I have felt low for a long time and the real low point came at the beginning of uni 4 years ago but after egtting much help and coming off medication i now feel like i have slipped back a long way.

I have felt very much more low of late and i must say i dont expect the medication to take an effect but even me trying to relax etc is not doing much good.

the session with my counsellor last week was good as i was able to structure things well. the problem being that i feel like a ship that has sustained bad damage in battle but i never seem to be able to have time or the ability to fully repair before going into battle again. at times i feel like i would rather sink and cease to exist rather than plod on and get more damaged as i cannot see how i am going to fix the damage. it is all the much worse as after 3 years of help whilst at uni i come home then go downhill again i feel like such a failure i thought i was on the track to getting well.
Question Author
i am on 20mg of citilopram.

I cant really put off the interview prep as it sounds like a whole day thing with group exercises and role play and a normal interview etc...a real grilling.
Question Author
ok i went to the doctor this morning. i managed to write a list of about 10 things that were causing problems etc. my lack of eating and just wanting to stay in bed in the dark or cry. He listened and talked to me for a long time and really just said i need to try hard to turn things around to positives as most things are not my fault and i am a very capable person. I said about how i was going with my counsellor and i wanted to make a plan of action etc.

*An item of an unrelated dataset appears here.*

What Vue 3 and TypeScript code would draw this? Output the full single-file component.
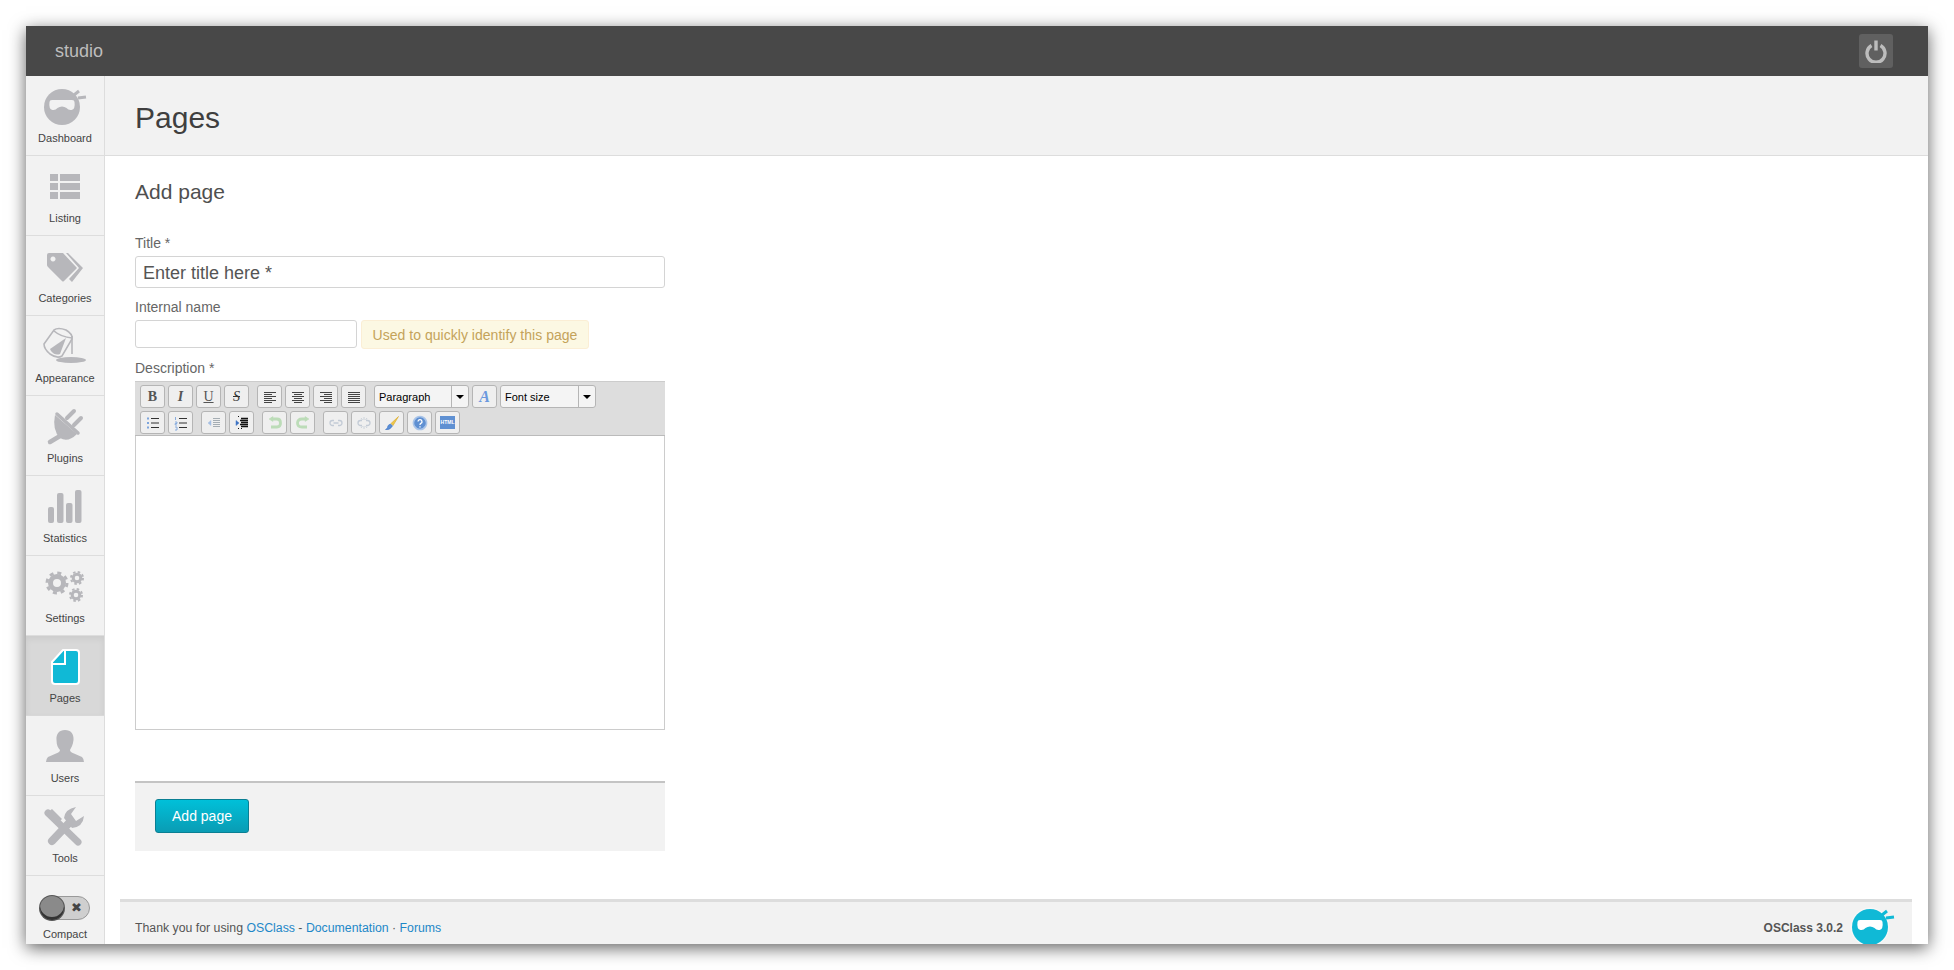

He wants to see me again in about 2 weeks. I am not sure how i feel about how it went. i didnt expect him to be so erm forceful in saying i need to move forward.
Hi worried, 20mg of Citalopram is a low dose and amongst the side effects are,,,tiredness, lack of appetite or the opposite and a feeling of agitation. This is down to the Cipramil causing extra surges of adrenylin in your system. Cipramil is the only SSRI that causes this problem but it should wear off within 2-3 weeks of starting on this AD. Im a moderator for a support group,another SSRI, Seroxat. If I can help in anyway at all you can mail me at [email protected] thats not my real name btw. xx
Question Author
thank you and i will tryto mail you if i could do with advice. I have thought about joining a self help group bby the way though the nearest one to me is not in my town! I gather mind run some groups but have not really found if they are the same as the ones set up by depression alliance.